Government officials thought they had done these veterans a service by lining their pockets and sending them out into civilian life with a substantial nest-egg, compared to the paltry compensation of $2.50 or $5.00 a month under the Pension Act. These awards, in a strikingly similar rationalization to the current ‘Disability Award’ offered under the New Veterans Charter, would help better facilitate their re-establishment and compel soldiers to focus on overcoming their disabilities. To pension authorities, it was also an ideal way of reigning in government spending in the aftermath of the war.
The amendment proved to be a catastrophic failure. By the end of the 1920s, droves of veterans who had experienced difficulty reintegrating into society or witnessed deterioration in their health began pressuring veterans’ authorities to reevaluate and reinstate their disability pensions. The economic hardships of the Great Depression exacerbated the situation further, leading to a number of substantial amendments in the Pension Act. Included was a provision that allowed veterans to reapply to have their pensions reinstated. Chaos ensued. Between 1929-33 some 56,000 applications were submitted to Canadian pension authorities: only 12,000 new awards were ultimately granted, while about 10,000 veterans who had commuted their pensions under the 1920 amendments were reinstated. The system experienced a crippling backlog, forcing some veterans to wait over a year to have their claim processed. Few veterans suffering from traumatic conditions were able to convince pension authorities that their condition had continued to plague them – only about 1000 new applicants were ultimately accepted.

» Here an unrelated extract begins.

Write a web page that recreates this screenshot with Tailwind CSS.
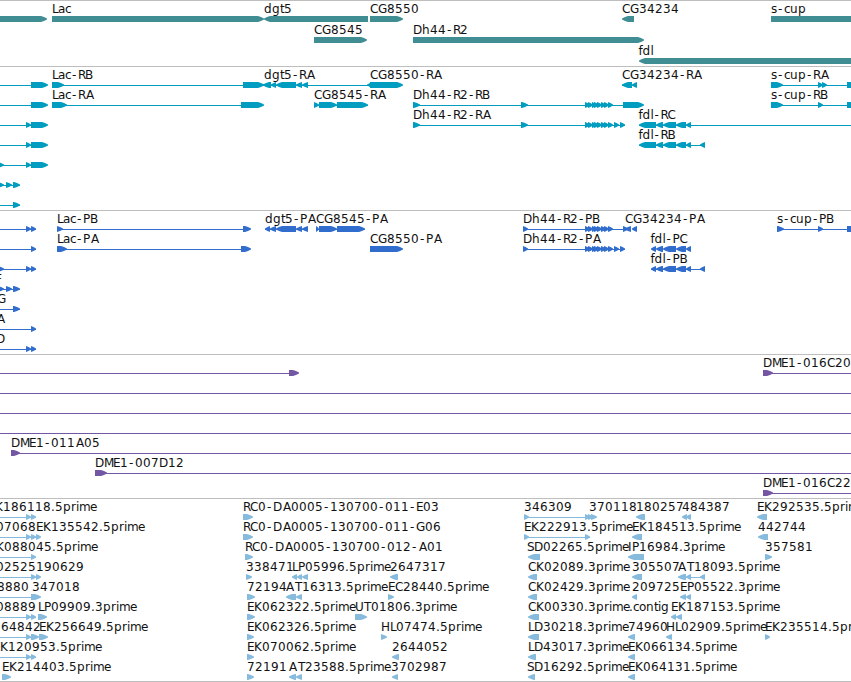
<!DOCTYPE html>
<html lang="en">
<head>
  <meta charset="UTF-8" />
  <meta name="viewport" content="width=device-width, initial-scale=1.0"/>
  <title>Genome Browser</title>
  <script src="https://cdn.jsdelivr.net/npm/@tailwindcss/browser@4"></script>
</head>
<body class="bg-white text-black overflow-hidden">
  <main class="flex flex-col w-[851px] h-[682px] overflow-hidden border-b border-[#bebebe]">
    <section id="genes" class="shrink-0 h-[66px] border-t border-[#bebebe] pt-[2px] text-[#408e94]"></section>
    <section id="transcripts" class="shrink-0 h-36 border-t border-[#bebebe] pt-[2px] text-[#009dc0]"></section>
    <section id="proteins" class="shrink-0 h-36 border-t border-[#bebebe] pt-[2px] text-[#306dcd]"></section>
    <section id="bacs" class="shrink-0 h-36 border-t border-[#bebebe] pt-[2px] text-[#7357a5]"></section>
    <section id="ests" class="shrink-0 h-[183px] border-t border-[#bebebe] pt-[2px] text-[#87bbdd]"></section>
  </main>

  <script>
    // one row: [intron lines, exons, labels]
    // exons: a>b forward, a<b reverse, a=b plain box
    const tiny = "585>590 588>593 592>597 594>599 597>602 601>606 604>609 608>613";
    const fdl = "656<663 663<676 676<686 686<691";
    const tracks = {
      genes: [
        ["", "-20>47 52>264 264<368 370>403 622<634 771=870", { 52: "Lac", 264: "dgt5", 370: "CG8550", 622: "CG34234", 771: "s-cup" }],
        ["", "314>367 413>644", { 314: "CG8545", 413: "Dh44-R2" }],
        ["", "639<870", { 638.5: "fdl" }]
      ],
      transcripts: [
        ["-5:31 52:243 263:370 622:637 771:851", "31>48 52>64 243>264 263<271 271<276 276<296 296<302 302<308 367<374 370>403 622<632 632<637 771>783 818>823 822>827 847=870",
          { 52: "Lac-RB", 264: "dgt5-RA", 370: "CG8550-RA", 622: "CG34234-RA", 771: "s-cup-RA" }],
        ["-5:31 52:243 314:368 413:623 771:851", "31>48 52>67 241>264 314>319 319>337 337>368 413>420 521>528 " + tiny + " 623>644 771>783 818>823 847=870",
          { 52: "Lac-RA", 314: "CG8545-RA", 413: "Dh44-R2-RB", 771: "s-cup-RB" }],
        ["-5:31 413:625 639:851", "26>31 31>48 413>420 521>528 " + tiny + " 614>619 620>625 639<656 " + fdl, { 413: "Dh44-R2-RA", 638.5: "fdl-RC" }],
        ["-5:31 639:705", "26>31 31>48 639<656 " + fdl + " 700<705", { 638.5: "fdl-RB" }],
        ["-5:31", "-2>4 26>31 31>48", {}],
        ["-5:20", "-2>4 6>12 13>20", {}],
        ["-5:20", "13>20", {}]
      ],
      proteins: [
        ["-5:36 57:243 265:308 316:365 523:628 777:851", "26>31 31>36 57>63 243>251 265<270 270<276 276<296 296<302 302<308 316>319 319>337 337>365 523>528 " + tiny + " 623>628 625<631 632<637 777>784 818>823 847=870",
          { 57: "Lac-PB", 265: "dgt5-PA", 316: "CG8545-PA", 523: "Dh44-R2-PB", 625: "CG34234-PA", 777: "s-cup-PB" }],
        ["-5:36 57:243 523:625", "31>36 57>67 241>251 370>403 523>528 " + tiny + " 614>619 620>625 651<656 " + fdl,
          { 57: "Lac-PA", 370: "CG8550-PA", 523: "Dh44-R2-PA", 650.5: "fdl-PC" }],
        ["-5:36 651:705", "-2>4 26>31 31>36 651<656 " + fdl + " 700<705", { 650.5: "fdl-PB" }],
        ["-5:20", "-2>4 6>12 13>20", { "-5": "F" }],
        ["-5:20", "13>20", { "-3": "G" }],
        ["-5:36", "31>36", { "-3": "A" }],
        ["-5:36", "26>31 31>36", { "-4": "D" }]
      ],
      bacs: [
        ["-5:289 763:851", "289>299 763>773", { 763: "DME1-016C20" }],
        ["-5:851", "", {}],
        ["-5:851", "", {}],
        ["-5:851", "", {}],
        ["11:851", "11>20", { 11: "DME1-011A05" }],
        ["95:851", "95>107", { 95: "DME1-007D12" }],
        ["763:851", "763>773", { 763: "DME1-016C22" }]
      ],
      ests: [
        ["-5:36 524:590", "26>31 31>36 243>253 524>529 585>590 588>593 591>597 636<645 682<687 686<691 757<767",
          { "-12": "EK186118.5prime", 243: "RC0-DA0005-130700-011-E03", 524: "346309", 589: "370118", 636: "180257", 682: "484387", 757: "EK292535.5prime" }],
        ["-5:36 524:590", "26>31 31>36 36>41 243>253 524>529 585>590 632<642 758<768",
          { "-4": "07068", 36: "EK135542.5prime", 243: "RC0-DA0005-130700-011-G06", 524: "EK222913.5prime", 632: "EK184513.5prime", 758: "442744" }],
        ["-5:36", "31>36 245>253 528<540 628<644 765>772",
          { "-11": "EK088045.5prime", 245: "RC0-DA0005-130700-012-A01", 527: "SD02265.5prime", 628: "IP16984.3prime", 765: "357581" }],
        ["-5:36 686:705", "31>36 36>41 246>252 292<297 297<302 302<308 390<398 528<537 632<642 678<686 686<691 700<705",
          { "-4": "02525", 36: "190629", 246: "338471", 292: "LP05996.5prime", 390: "2647317", 528: "CK02089.3prime", 632: "305507", 678: "AT18093.5prime" }],
        ["-5:36", "31>41 247>255 286<296 296<302 388>394 528<537 632<637 680<686 686<691",
          { "-3": "8880", 32: "347018", 247: "72194", 286: "AT16313.5prime", 388: "EC28440.5prime", 528: "CK02429.3prime", 632: "209725", 680: "EP05522.3prime" }],
        ["-5:36", "26>31 31>36 38>47 247>255 355>367 528<539 671<676 676<682",
          { "-4": "08889", 38: "LP09909.3prime", 247: "EK062322.5prime", 355: "UT01806.3prime", 528: "CK00330.3prime", 629: ".contig", 671: "EK187153.5prime" }],
        ["-5:36", "26>31 31>39 39>48 247>254 381>387 528<539 628<635 666<672 765>770",
          { 1: "64842", 39: "EK256649.5prime", 247: "EK062326.5prime", 381: "HL07474.5prime", 528: "LD30218.3prime", 628: "74960", 666: "HL02909.5prime", 765: "EK235514.5prime" }],
        ["-5:36", "26>31 31>36 247>254 392<399 528<536 628<635",
          { "-7": "EK120953.5prime", 247: "EK070062.5prime", 392: "2644052", 528: "LD43017.3prime", 628: "EK066134.5prime" }],
        ["", "2>11 247>254 289<296 296<302 392<398 528<535 628<635",
          { 2: "EK214403.5prime", 247: "72191", 289: "AT23588.5prime", 391: "3702987", 527: "SD16292.5prime", 628: "EK064131.5prime" }]
      ]
    };

    // whole pixel advance of each character, 8 when not listed
    const advance = { A: 9, B: 7, D: 9, E: 7, F: 7, G: 9, H: 9, I: 4, L: 6, M: 9, P: 7, R: 7, S: 7, T: 7, U: 9,
      a: 7, c: 6, e: 7, f: 4, i: 3, l: 3, m: 11, o: 7, r: 5, s: 6, t: 4, "-": 7, ".": 4 };

    function exon(str) {
      const [, a, dir, b] = str.match(/(-?\d+)([<>=])(\d+)/);
      const x1 = +a, x2 = +b;
      const head = dir === "=" ? 0 : Math.min(6, x2 - x1);
      const half = head / 2;
      if (dir === "<") return `<path d="M${x2} 13H${x1 + head}L${x1 + half} 14L${x1} 15.5v1L${x1 + half} 18L${x1 + head} 19H${x2}z"/>`;
      return `<path d="M${x1} 13H${x2 - head}L${x2 - half} 14L${x2} 15.5v1L${x2 - half} 18L${x2 - head} 19H${x1}z"/>`;
    }

    function label(x, str) {
      let pos = +x;
      const xs = [...str].map((c, i) => {
        const p = c === "-" || (c === "A" && i > 0) ? pos + 1 : pos;
        pos += advance[c] || 8;
        return p;
      });
      return `<text x="${xs.join(" ")}" y="10">${str}</text>`;
    }

    Object.keys(tracks).forEach(id => {
      const height = id === "genes" ? 21 : 20;
      document.getElementById(id).innerHTML = tracks[id].map(([lines, exons, labels]) => `
        <svg class="block overflow-visible" width="851" height="${height}" fill="currentColor">
          ${lines.split(" ").filter(Boolean).map(l => {
            const [a, b] = l.split(":");
            return `<rect x="${a}" y="16" width="${b - a}" height="1"/>`;
          }).join("")}
          ${exons.split(" ").filter(Boolean).map(exon).join("")}
          <g class="fill-[#111111] text-[12px] font-['DejaVu_Sans',sans-serif]">
            ${Object.entries(labels).map(([x, str]) => label(x, str)).join("")}
          </g>
        </svg>
      `).join("");
    });
  </script>
</body>
</html>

If PTSD, with its uncertain trajectory and its diverse constellation of symptoms and triggers is to be the leading medical dilemma facing veterans authorities in the coming years, then some hard lessons should be taken from the experience of Canada’s experience in the aftermath of the First World War. Certainly, the context, scale, and social interpretation of disability differ dramatically between then and present day, but from a policy perspective, there are parallels that deserve further exploration. If the same rationalization was used to ‘prop up’ veterans and facilitate their re-establishment in the 1920s, is there wisdom in following a similar path today? If we consider for a moment that the medical meanings, patient experience, and popular acceptance of PTSD is historically and culturally contingent, then how should policymakers plan and prepare for these epistemological shifts? Does providing a disabled veteran with ongoing access to financial compensation for pain, suffering, and economic loss impede the successful return to civilian life, or is there evidence in the history of the veterans’ experience to suggest that these approaches imbued within the modern welfare state have continuing merit? Perhaps most importantly, if the state’s role is to diminish – and there are many signs indicating it will – what effect will this have on popular attitudes towards PTSD, the frequency of its diagnosis, and social and material support available to those who suffer from it?